Extracted entries:
________________________________________

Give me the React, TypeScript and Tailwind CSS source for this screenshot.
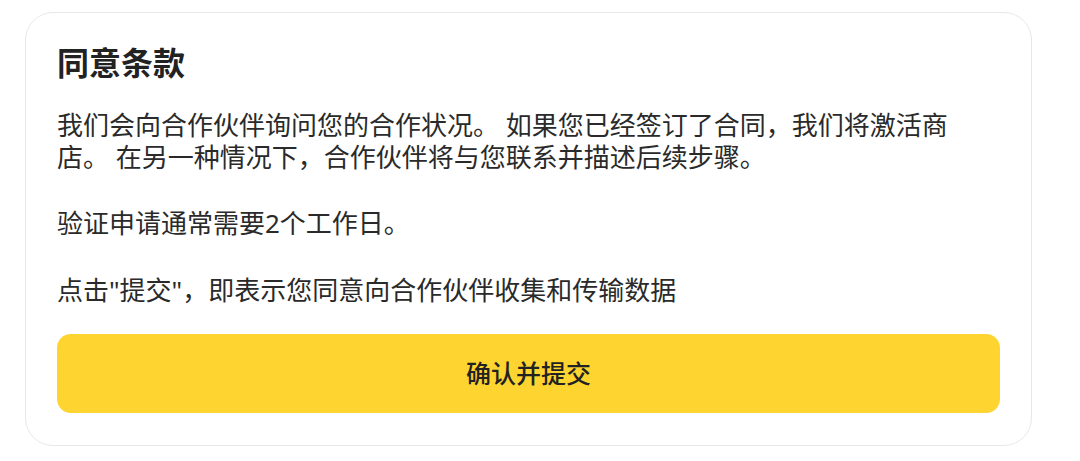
export default function App() {
    return (
        <div className="min-h-screen bg-white pl-[25px] pr-[48px] pt-[12px]" style={{ fontFamily: '"Noto Sans", "Noto Sans CJK SC", sans-serif' }}>
            <div className="w-[1007px] rounded-[28px] border border-[#e8e8e8] bg-white px-[31px] pt-[30px] pb-[32px]">
                {/* Title */}
                <h1 className="text-[32px] font-bold leading-[40px] text-[#222222]">同意条款</h1>

                {/* Body */}
                <div className="mt-[26px] w-[900px] text-[26px] leading-[32px] text-[#2a2a2a]">
                    <p>我们会向合作伙伴询问您的合作状况。 如果您已经签订了合同，我们将激活商店。 在另一种情况下，合作伙伴将与您联系并描述后续步骤。</p>
                    <p className="mt-[34px]">验证申请通常需要2个工作日。</p>
                    <p className="mt-[35px]">点击"提交"，即表示您同意向合作伙伴收集和传输数据</p>
                </div>

                {/* Submit */}
                <button className="mt-[28px] flex h-[79px] w-full items-center justify-center rounded-[14px] bg-[#fed430] text-[25px] font-medium text-[#222222]">
                    确认并提交
                </button>
            </div>
        </div>
    )
}
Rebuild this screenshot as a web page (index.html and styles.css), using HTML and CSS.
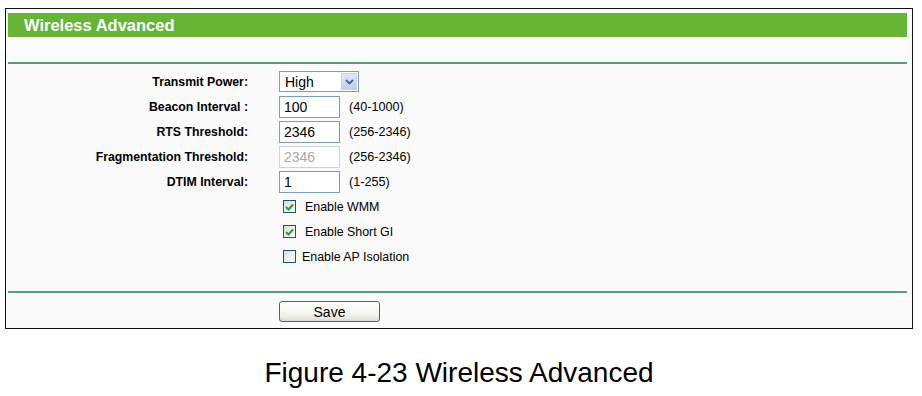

________________________________________

Task directions: Every record must be copied exactly, with the pictures left out.

Answer below:
Give me the React, TypeScript and Tailwind CSS source for this screenshot.
export default function App() {
    return (
        <div className="min-h-screen bg-white pl-[25px] pr-[48px] pt-[12px]" style={{ fontFamily: '"Noto Sans", "Noto Sans CJK SC", sans-serif' }}>
            <div className="w-[1007px] rounded-[28px] border border-[#e8e8e8] bg-white px-[31px] pt-[30px] pb-[32px]">
                {/* Title */}
                <h1 className="text-[32px] font-bold leading-[40px] text-[#222222]">同意条款</h1>

                {/* Body */}
                <div className="mt-[26px] w-[900px] text-[26px] leading-[32px] text-[#2a2a2a]">
                    <p>我们会向合作伙伴询问您的合作状况。 如果您已经签订了合同，我们将激活商店。 在另一种情况下，合作伙伴将与您联系并描述后续步骤。</p>
                    <p className="mt-[34px]">验证申请通常需要2个工作日。</p>
                    <p className="mt-[35px]">点击"提交"，即表示您同意向合作伙伴收集和传输数据</p>
                </div>

                {/* Submit */}
                <button className="mt-[28px] flex h-[79px] w-full items-center justify-center rounded-[14px] bg-[#fed430] text-[25px] font-medium text-[#222222]">
                    确认并提交
                </button>
            </div>
        </div>
    )
}
Rebuild this screenshot as a web page (index.html and styles.css), using HTML and CSS.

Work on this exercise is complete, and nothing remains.